Vicente Echerri
Aunque he olvidado su nombre —¿Julián, Francisco, Anselmo?—, conservo en la memoria el rostro risueño y coloradote de un campesino que iba mucho por casa hacia fines de los años sesenta, a quien mi madre llamaba “Guajiro” y yo —a sus espaldas, por supuesto— “El Muerto”.
El apodo con que lo bauticé hubiera parecido, a simple vista, contradictorio, pues pocas personas he conocido con tanta vitalidad. No obstante ser algo grueso, aquel hombre, que tendría poco más de cuarenta años, desplegaba una agilidad y una energía que sólo pueden originarse en la buena salud. A ésta unía una simpatía y un entusiasmo que enmascaraban muy bien el horror del que había sido víctima pocos años antes.
El Guajiro había estado entro los primeros campesinos que se alzaron en armas en el Escambray. Había pertenecido a la guerrilla de Osvaldo Ramírez, con quien había participado en algunas acciones notables. Una de las veces en que Ramírez burló el cerco del Ejército, el Guajiro, que estaba entre los hombres que le cubrieron la retaguardia, fue herido y capturado. Los soldados lo trasladaron al hospital de Manicaragua, donde no tardaron en empezar a intimidarlo.
—Tienes que reponerte, para que puedas ir por tus propios pies al paredón —nos contaba que le decía a diario uno de los enfermeros militares que lo atendían—, no nos puedes hacer la mierda de morirte en la cama.
Él pensó suicidarse para no esperar por el grotesco fin que le anunciaban y, en una ocasión, hasta llegó a arrancarse los vendajes y el suero intravenoso, después de lo cual lo ataron y lo mantuvieron custodiado el resto del tiempo. Aunque tenía una herida grave en una pierna —de la que quedaría cojeando un poco— su cuerpo respondió positivamente y, semanas después, reaprendía a caminar en los pasillos del hospital. Cuando estaban por darle de alta, lo trasladaron al campamento de Condado, donde empezaron sus interrogatorios.
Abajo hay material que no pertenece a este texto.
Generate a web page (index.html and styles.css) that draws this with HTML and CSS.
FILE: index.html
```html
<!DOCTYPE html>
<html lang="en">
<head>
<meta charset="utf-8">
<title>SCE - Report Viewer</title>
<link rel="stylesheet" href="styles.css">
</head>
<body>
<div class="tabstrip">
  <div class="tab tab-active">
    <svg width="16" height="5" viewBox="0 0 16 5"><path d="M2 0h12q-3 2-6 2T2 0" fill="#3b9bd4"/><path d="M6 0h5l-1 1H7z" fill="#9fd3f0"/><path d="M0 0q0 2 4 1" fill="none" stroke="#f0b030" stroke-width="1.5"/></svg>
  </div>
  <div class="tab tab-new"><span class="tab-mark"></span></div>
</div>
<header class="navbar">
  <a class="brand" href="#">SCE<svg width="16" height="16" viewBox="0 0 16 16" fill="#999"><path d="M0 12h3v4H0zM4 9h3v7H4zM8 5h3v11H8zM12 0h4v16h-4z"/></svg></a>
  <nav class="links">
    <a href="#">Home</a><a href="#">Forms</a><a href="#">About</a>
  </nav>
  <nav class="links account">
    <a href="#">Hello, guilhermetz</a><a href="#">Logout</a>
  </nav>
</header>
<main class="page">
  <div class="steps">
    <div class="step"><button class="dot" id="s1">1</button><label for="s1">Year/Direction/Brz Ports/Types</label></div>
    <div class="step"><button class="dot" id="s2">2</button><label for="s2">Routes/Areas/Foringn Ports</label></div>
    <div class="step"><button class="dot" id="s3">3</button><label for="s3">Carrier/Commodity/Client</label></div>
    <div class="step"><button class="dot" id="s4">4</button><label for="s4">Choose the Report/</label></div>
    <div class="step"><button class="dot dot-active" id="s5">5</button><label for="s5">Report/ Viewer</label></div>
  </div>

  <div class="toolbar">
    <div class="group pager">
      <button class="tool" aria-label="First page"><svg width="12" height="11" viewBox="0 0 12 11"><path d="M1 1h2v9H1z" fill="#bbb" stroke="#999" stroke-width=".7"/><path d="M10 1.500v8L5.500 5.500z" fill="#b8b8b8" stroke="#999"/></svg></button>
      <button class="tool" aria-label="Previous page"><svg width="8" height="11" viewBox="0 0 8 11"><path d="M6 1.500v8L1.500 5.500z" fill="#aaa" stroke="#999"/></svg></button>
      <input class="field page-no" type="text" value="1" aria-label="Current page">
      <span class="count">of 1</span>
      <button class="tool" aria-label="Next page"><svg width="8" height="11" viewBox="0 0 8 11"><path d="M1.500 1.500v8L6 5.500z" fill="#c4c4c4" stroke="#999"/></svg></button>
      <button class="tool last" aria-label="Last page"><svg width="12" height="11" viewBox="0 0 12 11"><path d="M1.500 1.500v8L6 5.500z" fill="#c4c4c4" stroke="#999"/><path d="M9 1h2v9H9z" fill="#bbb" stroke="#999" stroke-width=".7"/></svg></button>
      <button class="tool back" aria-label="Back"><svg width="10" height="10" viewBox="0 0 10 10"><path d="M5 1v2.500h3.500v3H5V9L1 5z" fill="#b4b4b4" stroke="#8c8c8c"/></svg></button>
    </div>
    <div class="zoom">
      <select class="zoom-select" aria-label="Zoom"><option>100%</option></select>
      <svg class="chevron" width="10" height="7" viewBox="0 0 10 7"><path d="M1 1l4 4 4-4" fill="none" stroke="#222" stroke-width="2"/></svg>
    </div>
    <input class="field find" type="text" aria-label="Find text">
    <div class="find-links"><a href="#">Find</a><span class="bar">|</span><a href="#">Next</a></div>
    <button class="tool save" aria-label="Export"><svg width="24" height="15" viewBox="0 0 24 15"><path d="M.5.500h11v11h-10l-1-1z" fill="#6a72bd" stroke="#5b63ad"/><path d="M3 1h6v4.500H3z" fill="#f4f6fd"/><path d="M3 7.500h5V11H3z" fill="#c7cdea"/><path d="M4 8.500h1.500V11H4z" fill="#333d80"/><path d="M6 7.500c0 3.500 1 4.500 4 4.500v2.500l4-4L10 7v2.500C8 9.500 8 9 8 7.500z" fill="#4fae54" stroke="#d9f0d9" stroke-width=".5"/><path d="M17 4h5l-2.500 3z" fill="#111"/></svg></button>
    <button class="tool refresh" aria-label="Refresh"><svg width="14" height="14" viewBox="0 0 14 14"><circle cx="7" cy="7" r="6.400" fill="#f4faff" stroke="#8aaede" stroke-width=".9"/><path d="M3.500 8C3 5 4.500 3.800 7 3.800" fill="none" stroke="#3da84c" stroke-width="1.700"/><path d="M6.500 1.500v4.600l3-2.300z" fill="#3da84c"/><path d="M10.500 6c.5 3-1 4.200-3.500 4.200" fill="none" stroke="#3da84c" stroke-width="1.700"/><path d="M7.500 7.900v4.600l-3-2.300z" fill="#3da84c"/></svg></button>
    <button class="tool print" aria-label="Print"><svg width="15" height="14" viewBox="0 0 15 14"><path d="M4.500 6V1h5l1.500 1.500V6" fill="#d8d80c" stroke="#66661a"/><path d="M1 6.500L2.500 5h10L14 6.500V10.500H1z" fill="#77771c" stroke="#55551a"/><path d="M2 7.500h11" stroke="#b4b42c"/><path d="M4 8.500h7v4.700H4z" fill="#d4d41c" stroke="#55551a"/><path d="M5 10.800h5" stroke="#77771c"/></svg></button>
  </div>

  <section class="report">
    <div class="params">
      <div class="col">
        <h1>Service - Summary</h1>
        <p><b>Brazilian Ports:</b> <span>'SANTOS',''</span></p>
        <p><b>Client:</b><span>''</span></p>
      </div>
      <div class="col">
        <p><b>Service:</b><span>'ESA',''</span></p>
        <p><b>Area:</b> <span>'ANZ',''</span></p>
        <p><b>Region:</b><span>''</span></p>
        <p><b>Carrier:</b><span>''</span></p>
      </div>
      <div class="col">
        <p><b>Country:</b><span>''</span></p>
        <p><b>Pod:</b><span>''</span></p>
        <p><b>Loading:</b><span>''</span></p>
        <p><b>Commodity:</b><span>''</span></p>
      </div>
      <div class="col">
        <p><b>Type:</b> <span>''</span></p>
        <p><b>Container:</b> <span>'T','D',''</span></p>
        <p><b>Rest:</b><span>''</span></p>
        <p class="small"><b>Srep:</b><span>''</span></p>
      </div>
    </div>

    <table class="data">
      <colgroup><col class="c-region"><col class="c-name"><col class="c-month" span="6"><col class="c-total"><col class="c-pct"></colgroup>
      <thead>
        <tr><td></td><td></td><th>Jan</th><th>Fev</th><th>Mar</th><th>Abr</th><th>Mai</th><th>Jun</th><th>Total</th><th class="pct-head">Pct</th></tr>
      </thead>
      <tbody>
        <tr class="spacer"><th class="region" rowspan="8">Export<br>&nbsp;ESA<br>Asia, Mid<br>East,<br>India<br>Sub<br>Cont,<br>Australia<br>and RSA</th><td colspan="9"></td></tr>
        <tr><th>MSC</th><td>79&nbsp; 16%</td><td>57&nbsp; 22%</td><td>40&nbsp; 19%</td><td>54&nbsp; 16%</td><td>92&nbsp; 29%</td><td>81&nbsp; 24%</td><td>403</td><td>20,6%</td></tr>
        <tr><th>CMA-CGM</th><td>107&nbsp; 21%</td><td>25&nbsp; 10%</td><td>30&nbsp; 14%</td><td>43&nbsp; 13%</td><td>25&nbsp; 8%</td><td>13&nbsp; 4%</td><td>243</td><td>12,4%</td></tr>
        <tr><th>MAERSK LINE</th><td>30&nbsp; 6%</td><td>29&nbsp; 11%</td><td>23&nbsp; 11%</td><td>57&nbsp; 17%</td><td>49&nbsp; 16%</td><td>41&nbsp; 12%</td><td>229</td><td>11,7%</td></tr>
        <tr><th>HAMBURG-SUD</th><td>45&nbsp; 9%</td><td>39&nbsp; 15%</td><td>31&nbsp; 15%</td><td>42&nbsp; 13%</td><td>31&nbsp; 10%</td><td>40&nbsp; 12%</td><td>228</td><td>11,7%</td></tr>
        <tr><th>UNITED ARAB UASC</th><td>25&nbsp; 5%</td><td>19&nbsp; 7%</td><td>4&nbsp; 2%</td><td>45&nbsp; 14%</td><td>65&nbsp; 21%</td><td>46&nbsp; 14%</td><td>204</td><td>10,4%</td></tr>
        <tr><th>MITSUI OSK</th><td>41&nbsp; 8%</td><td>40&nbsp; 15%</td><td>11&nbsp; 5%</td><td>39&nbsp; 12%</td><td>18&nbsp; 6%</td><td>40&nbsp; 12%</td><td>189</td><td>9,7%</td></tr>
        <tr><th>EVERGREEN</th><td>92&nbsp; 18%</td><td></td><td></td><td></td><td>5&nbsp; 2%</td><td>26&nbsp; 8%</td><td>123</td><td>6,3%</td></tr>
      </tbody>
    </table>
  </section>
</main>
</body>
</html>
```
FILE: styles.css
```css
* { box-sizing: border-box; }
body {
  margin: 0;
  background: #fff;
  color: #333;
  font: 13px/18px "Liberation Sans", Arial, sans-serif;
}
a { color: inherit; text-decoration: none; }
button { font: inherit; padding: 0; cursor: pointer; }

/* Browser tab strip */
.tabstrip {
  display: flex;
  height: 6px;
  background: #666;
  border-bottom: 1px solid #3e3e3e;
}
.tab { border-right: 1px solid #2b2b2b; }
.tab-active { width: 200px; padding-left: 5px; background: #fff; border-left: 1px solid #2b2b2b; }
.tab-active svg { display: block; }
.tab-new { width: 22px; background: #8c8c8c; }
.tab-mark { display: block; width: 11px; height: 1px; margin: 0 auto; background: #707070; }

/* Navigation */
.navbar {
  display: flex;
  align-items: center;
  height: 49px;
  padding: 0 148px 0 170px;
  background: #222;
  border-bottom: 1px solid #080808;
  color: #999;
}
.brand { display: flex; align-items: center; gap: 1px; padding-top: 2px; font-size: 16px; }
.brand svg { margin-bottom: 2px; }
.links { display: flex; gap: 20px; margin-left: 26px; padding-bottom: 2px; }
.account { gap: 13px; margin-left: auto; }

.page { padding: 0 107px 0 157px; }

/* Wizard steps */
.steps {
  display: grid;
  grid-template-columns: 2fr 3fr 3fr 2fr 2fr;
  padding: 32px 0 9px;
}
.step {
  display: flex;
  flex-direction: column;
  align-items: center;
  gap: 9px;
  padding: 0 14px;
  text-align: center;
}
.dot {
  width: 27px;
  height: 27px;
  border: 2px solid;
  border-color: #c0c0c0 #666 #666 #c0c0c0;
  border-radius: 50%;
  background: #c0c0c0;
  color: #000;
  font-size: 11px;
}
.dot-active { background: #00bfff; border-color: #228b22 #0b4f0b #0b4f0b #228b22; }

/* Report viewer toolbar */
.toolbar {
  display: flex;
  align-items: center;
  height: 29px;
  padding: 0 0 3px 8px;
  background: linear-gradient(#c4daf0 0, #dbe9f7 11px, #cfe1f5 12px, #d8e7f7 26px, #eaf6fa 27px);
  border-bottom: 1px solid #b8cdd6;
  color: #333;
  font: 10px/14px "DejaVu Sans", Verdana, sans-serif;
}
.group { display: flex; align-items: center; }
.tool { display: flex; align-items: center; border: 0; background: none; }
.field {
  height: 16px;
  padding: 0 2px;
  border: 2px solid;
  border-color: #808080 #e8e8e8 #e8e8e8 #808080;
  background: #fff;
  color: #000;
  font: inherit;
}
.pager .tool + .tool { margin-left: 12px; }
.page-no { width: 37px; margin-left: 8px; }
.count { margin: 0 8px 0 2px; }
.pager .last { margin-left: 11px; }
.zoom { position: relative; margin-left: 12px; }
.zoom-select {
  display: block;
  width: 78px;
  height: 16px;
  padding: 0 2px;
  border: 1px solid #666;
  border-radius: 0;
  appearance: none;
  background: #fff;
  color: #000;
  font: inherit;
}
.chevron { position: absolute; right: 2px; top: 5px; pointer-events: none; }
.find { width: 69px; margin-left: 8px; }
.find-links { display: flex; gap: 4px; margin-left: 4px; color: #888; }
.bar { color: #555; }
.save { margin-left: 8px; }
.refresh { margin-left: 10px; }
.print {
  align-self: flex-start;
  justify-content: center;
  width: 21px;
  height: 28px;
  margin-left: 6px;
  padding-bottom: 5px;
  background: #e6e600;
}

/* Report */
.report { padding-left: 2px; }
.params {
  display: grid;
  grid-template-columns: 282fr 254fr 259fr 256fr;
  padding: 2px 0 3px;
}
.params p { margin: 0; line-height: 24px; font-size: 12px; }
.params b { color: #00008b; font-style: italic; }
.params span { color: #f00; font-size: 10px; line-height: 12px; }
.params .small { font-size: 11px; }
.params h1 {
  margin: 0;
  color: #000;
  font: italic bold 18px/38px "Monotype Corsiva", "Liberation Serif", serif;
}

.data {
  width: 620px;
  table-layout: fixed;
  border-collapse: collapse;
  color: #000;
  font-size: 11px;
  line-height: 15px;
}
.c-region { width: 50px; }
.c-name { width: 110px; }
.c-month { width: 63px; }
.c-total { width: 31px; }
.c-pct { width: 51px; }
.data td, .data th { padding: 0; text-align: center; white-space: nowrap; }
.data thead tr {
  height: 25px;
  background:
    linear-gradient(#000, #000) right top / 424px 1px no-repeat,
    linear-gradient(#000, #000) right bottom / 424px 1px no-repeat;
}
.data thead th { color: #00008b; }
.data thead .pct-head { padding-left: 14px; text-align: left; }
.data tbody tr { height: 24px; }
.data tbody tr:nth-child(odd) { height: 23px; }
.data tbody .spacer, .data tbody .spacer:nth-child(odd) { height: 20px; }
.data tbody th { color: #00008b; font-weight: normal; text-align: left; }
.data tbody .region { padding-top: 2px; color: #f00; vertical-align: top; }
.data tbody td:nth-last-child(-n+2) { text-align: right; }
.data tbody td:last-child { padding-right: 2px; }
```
—Yo trataba de hacerle ver al investigador que de mí tenía muy poco que sacar —nos dijo más de una vez cuando, presionado por mi curiosidad, contaba nuevamente su historia—. Que yo no era más que un guajiro que no aceptaba que le vinieran a ordenar la vida, que por eso me alcé; pero que no había conspirado con nadie ni pertenecía a ningún movimiento clandestino.
Sin embargo, no lograba convencerlos de su poca importancia y, durante dos semanas, cuatro investigadores se turnaban en un interrogatorio interminable para que no pudiera descansar ni un momento. Sólo podía dormir cuando iba al inodoro y aprovechaba la oportunidad para recostarse un ratito de la pared hasta el momento en que el guardia, impaciente, lo despertaba a sacudidas. Al cabo de unos días estaba inmerso en un permanente estado de fatiga en el que la muerte podría ser un alivio, muerte con que los investigadores no dejaban de amenazarlo.
—¡Con que te atreviste a levantarle la mano a la Revolución! ¿Eh?, pues, para que lo vayas sabiendo, eso lo vas a pagar con tu vida.
El sabía que las amenazas de matarlo no eran vanas y que muchos de sus compañeros de lucha habían sido ejecutados sin que mediara siquiera una parodia de juicio, de suerte que la noche en que le avisaron que lo fusilarían no se sorprendió demasiado. Como a las 7, uno de los oficiales había venido a su celda y le había dicho:
—Te fusilamos esta noche, pide lo que quieras de comer.
Las dos o tres veces que le oí contar la historia, yo no podía dejar de preguntarle cuál había sido su impresión, qué experimenta uno en esas circunstancias.
—Francamente, sentí miedo, pero el cansancio era más fuerte. Le dije al guardia que se olvidara de la comida y que me dejaran dormir por un rato. Él no podía entenderlo.
—No sé por qué te apuras. Dentro de poco vas a dormir bastante.
Pese a todo, dormía cuando fueron a buscarlo. Traían esposado a otro reo, a quien no conocía. A él también le pusieron las esposas y a ambos los subieron a un jeep que partió seguido por una camioneta con soldados: los integrantes del pelotón ejecutor.
Al cabo de dos o tres kilómetros, se detuvieron en medio del campo, junto a la tapia del viejo cementerio del pueblo. Había otro camión estacionado en el lugar. Cuando bajaron a los dos prisioneros, los faros de todos los vehículos se encendieron.